Despite the thin layer of snow that coated trees and sidewalks yesterday morning, for those fortunate enough to live in coastal Massachusetts this will be remembered as the winter that almost wasn't.
The several inches forecast for Wednesday night and Thursday morning came down mostly as rain; no shoveling or plowing required. It was a different story for those living just to the west and north where the precipitation was mostly of the frozen variety.
Not that anyone here is complaining. There are no ski resorts in these parts, and the relatively mild temperatures and lower-than-normal heating bills have helped soften the blow of rising gasoline prices.
Particularly pleased with this unusually mild winter are mayors and town managers.

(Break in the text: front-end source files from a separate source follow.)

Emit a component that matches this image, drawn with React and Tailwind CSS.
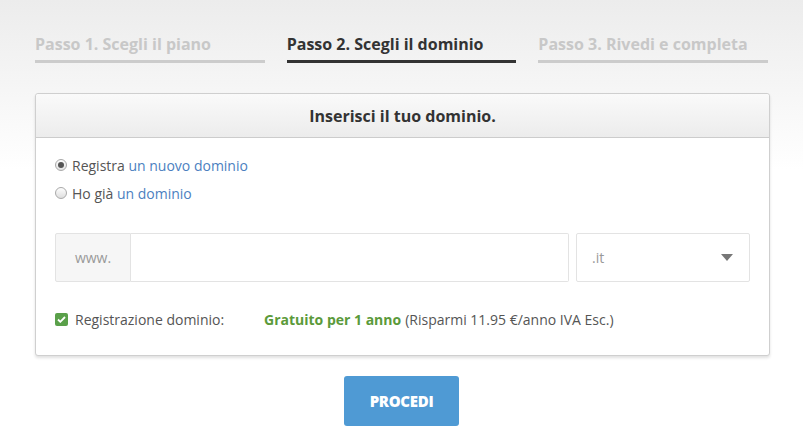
export default function App() {
  const steps = [
    { label: 'Passo 1. Scegli il piano', active: false },
    { label: 'Passo 2. Scegli il dominio', active: true },
    { label: 'Passo 3. Rivedi e completa', active: false },
  ]

  return (
    <div
      className="w-[803px] h-[434px] overflow-hidden bg-[linear-gradient(to_bottom,#ececec_0px,#f6f6f6_90px,#ffffff_170px)]"
      style={{ fontFamily: '"Open Sans", "Liberation Sans", sans-serif' }}
    >
      {/* Steps */}
      <div className="flex gap-[22px] px-[35px] pt-[32px]">
        {steps.map((step) => (
          <div
            key={step.label}
            className={
              step.active
                ? 'w-[231px] h-[31px] border-b-[3px] border-[#333333] text-[#333333]'
                : 'w-[231px] h-[31px] border-b-[3px] border-[#cccccc] text-[#c8c8c8]'
            }
          >
            <span className="text-[16px] font-bold tracking-[0px] leading-[22px]">{step.label}</span>
          </div>
        ))}
      </div>

      {/* Card */}
      <div className="mx-[35px] mt-[30px] w-[735px] rounded-[3px] border border-[#cfcfcf] bg-white shadow-[0_2px_3px_rgba(0,0,0,0.12)]">
        <div className="h-[44px] flex items-center justify-center rounded-t-[3px] border-b border-[#cccccc] bg-[linear-gradient(to_bottom,#fafafa,#ececec)]">
          <span className="text-[16px] font-bold text-[#333333]">Inserisci il tuo dominio.</span>
        </div>

        <div className="px-[19px] pt-[15px] pb-[25px]">
          <label className="flex items-center gap-[5px] h-[24px] text-[14px] text-[#555555]">
            <span className="w-[12px] h-[12px] rounded-full border border-[#a9a9a9] bg-[linear-gradient(to_bottom,#fdfdfd,#e2e2e2)] flex items-center justify-center">
              <span className="w-[6px] h-[6px] rounded-full bg-[#555555]" />
            </span>
            <span>
              Registra <span className="text-[#4c7fbf]">un nuovo dominio</span>
            </span>
          </label>
          <label className="flex items-center gap-[5px] h-[24px] mt-[4px] text-[14px] text-[#555555]">
            <span className="w-[12px] h-[12px] rounded-full border border-[#a9a9a9] bg-[linear-gradient(to_bottom,#fdfdfd,#dedede)]" />
            <span>
              Ho già <span className="text-[#4c7fbf]">un dominio</span>
            </span>
          </label>

          <div className="flex gap-[7px] mt-[28px]">
            <div className="flex w-[514px] h-[49px]">
              <div className="w-[76px] flex items-center justify-center bg-[#f6f6f6] border border-[#e3e3e3] rounded-l-[2px] text-[14px] text-[#999999]">
                www.
              </div>
              <input
                className="flex-1 border border-l-0 border-[#e3e3e3] rounded-r-[2px] outline-none px-3 text-[14px]"
                type="text"
              />
            </div>
            <div className="w-[174px] h-[49px] flex items-center justify-between border border-[#e3e3e3] rounded-[2px] pl-[15px] pr-[16px] text-[14px] text-[#999999]">
              <span>.it</span>
              <svg width="12" height="7" viewBox="0 0 12 7">
                <path d="M0 0h12L6 7z" fill="#777777" />
              </svg>
            </div>
          </div>

          <div className="flex items-center mt-[27px] text-[14px] text-[#555555]">
            <span className="w-[13px] h-[13px] rounded-[2px] bg-[#5aa04a] flex items-center justify-center mr-[7px]">
              <svg width="9" height="7" viewBox="0 0 9 7">
                <path d="M1 3.5l2.3 2.3L8 1" stroke="white" strokeWidth="1.8" fill="none" />
              </svg>
            </span>
            <span className="w-[189px]">Registrazione dominio:</span>
            <span className="font-bold text-[#5b9a3a]">Gratuito per 1 anno</span>
            <span className="ml-[4px]">(Risparmi 11.95 €/anno IVA Esc.)</span>
          </div>
        </div>
      </div>

      {/* Button */}
      <div className="flex justify-center mt-[20px]">
        <button className="w-[115px] h-[50px] rounded-[3px] bg-[#4f9ad4] text-white text-[15px] font-extrabold tracking-[-0.3px]">
          PROCEDI
        </button>
      </div>
    </div>
  )
}
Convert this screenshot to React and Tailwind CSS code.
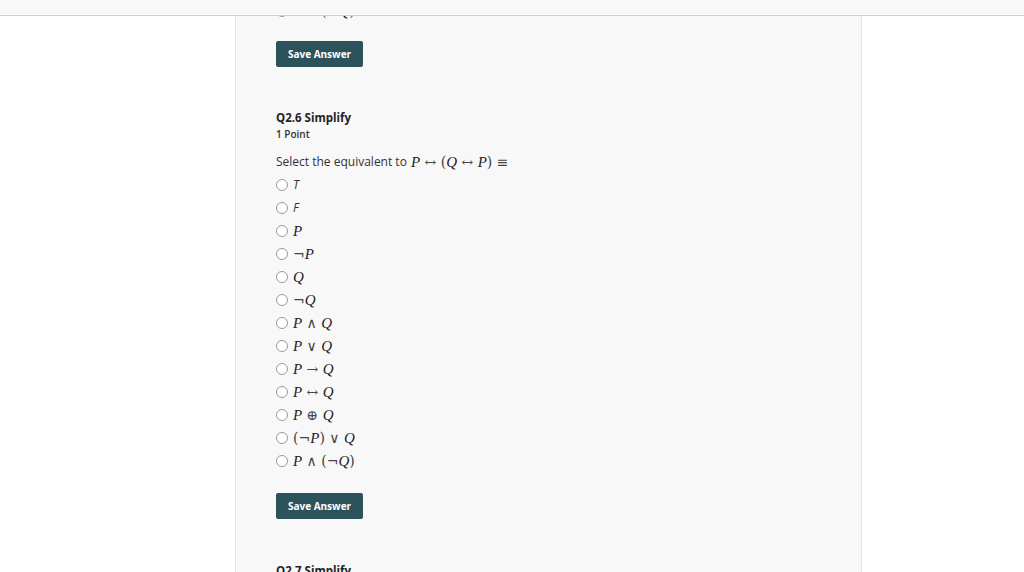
import React from 'react'

const sans = { fontFamily: '"Open Sans", "Noto Sans", sans-serif' }

const options = [
  { label: 'T', plain: true },
  { label: 'F', plain: true },
  { label: 'P' },
  { label: '¬P' },
  { label: 'Q' },
  { label: '¬Q' },
  { label: 'P ∧ Q' },
  { label: 'P ∨ Q' },
  { label: 'P → Q' },
  { label: 'P ↔ Q' },
  { label: 'P ⊕ Q' },
  { label: '(¬P) ∨ Q' },
  { label: 'P ∧ (¬Q)' },
]

function Math({ children }) {
  // italic letters, upright operators, like KaTeX
  const parts = children.split(/([PQ])/)
  return (
    <span className="whitespace-pre font-['Liberation_Serif','DejaVu_Serif',serif] text-[15px] leading-[18px] text-[#222]">
      {parts.map((p, i) =>
        p === 'P' || p === 'Q' ? (
          <i key={i}>{p}</i>
        ) : (
          <span key={i} className="font-['DejaVu_Serif',serif] text-[14px] text-[#444]">{p}</span>
        )
      )}
    </span>
  )
}

function Option({ label, plain }) {
  return (
    <label className="flex h-[23px] items-center gap-[5px]">
      <span className="h-[12px] w-[12px] rounded-full border border-[#9a9a9a] bg-white" />
      {plain ? (
        <span className="text-[12px] italic text-[#333]" style={sans}>{label}</span>
      ) : (
        <Math>{label}</Math>
      )}
    </label>
  )
}

function SaveButton({ className }) {
  return (
    <button
      className={`h-[26px] w-[87px] rounded-[2px] bg-[#2c525b] text-[10px] font-bold text-white ${className}`}
      style={sans}
    >
      Save Answer
    </button>
  )
}

export default function App() {
  return (
    <div className="h-[572px] w-[1024px] overflow-hidden bg-white" style={sans}>
      {/* top bar */}
      <div className="h-[16px] border-b border-[#cfcfcf] bg-[#f8f8f8]" />

      <div className="ml-[235px] h-[556px] w-[627px] overflow-hidden border-x border-[#e6e6e6] bg-[#f8f8f8] pl-[40px]">
        {/* tail of previous question */}
        <div className="-mt-[17px]">
          <Option label="P ∧ (¬Q)" />
        </div>

        <SaveButton className="mt-[19px] block" />

        {/* Q2.6 */}
        <h3 className="mt-[43px] text-[11.5px] font-bold leading-[16px] text-[#222]">Q2.6 Simplify</h3>
        <p className="mt-[1px] text-[10px] font-semibold leading-[14px] text-[#333]">1 Point</p>

        <p className="mt-[12px] flex h-[18px] items-center gap-[4px] text-[12px] text-[#333]">
          Select the equivalent to <Math>{'P ↔ (Q ↔ P) ≡'}</Math>
        </p>

        <div className="mt-[2px] flex flex-col">
          {options.map((o) => (
            <Option key={o.label} {...o} />
          ))}
        </div>

        <SaveButton className="mt-[21px] block" />

        <h3 className="mt-[44px] text-[11.5px] font-bold leading-[16px] text-[#222]">Q2.7 Simplify</h3>
      </div>
    </div>
  )
}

They tend to err on the conservative side when proposing their snow removal budgets, so this time of year often finds them contemplating how to make up the deficit in that account. Happily, many are now trying to figure out what to do with the surplus.
"We're still keeping our fingers crossed," Peabody Finance Director Patricia Schaffer told reporter Jesse Roman earlier this week. "If it comes through and we have a good year, we'll take it. We haven't had a good year in a while."
That sentiment is no doubt being echoed by businesses and homeowners across the North Shore. Here it is March 3 and we've only received the occasional dusting. And given the fact spring arrives two weeks from Tuesday, any snow that happens to fall between now and then won't stick around long.
"We're thinking about spring already," Salem DPW assistant director Ronald Malionek told Roman.
So is everybody else, we suspect, anticipating not only spring, but those sultry days of summer when the same ocean that keeps us warmer than most this time of year, sends forth its cooling breezes.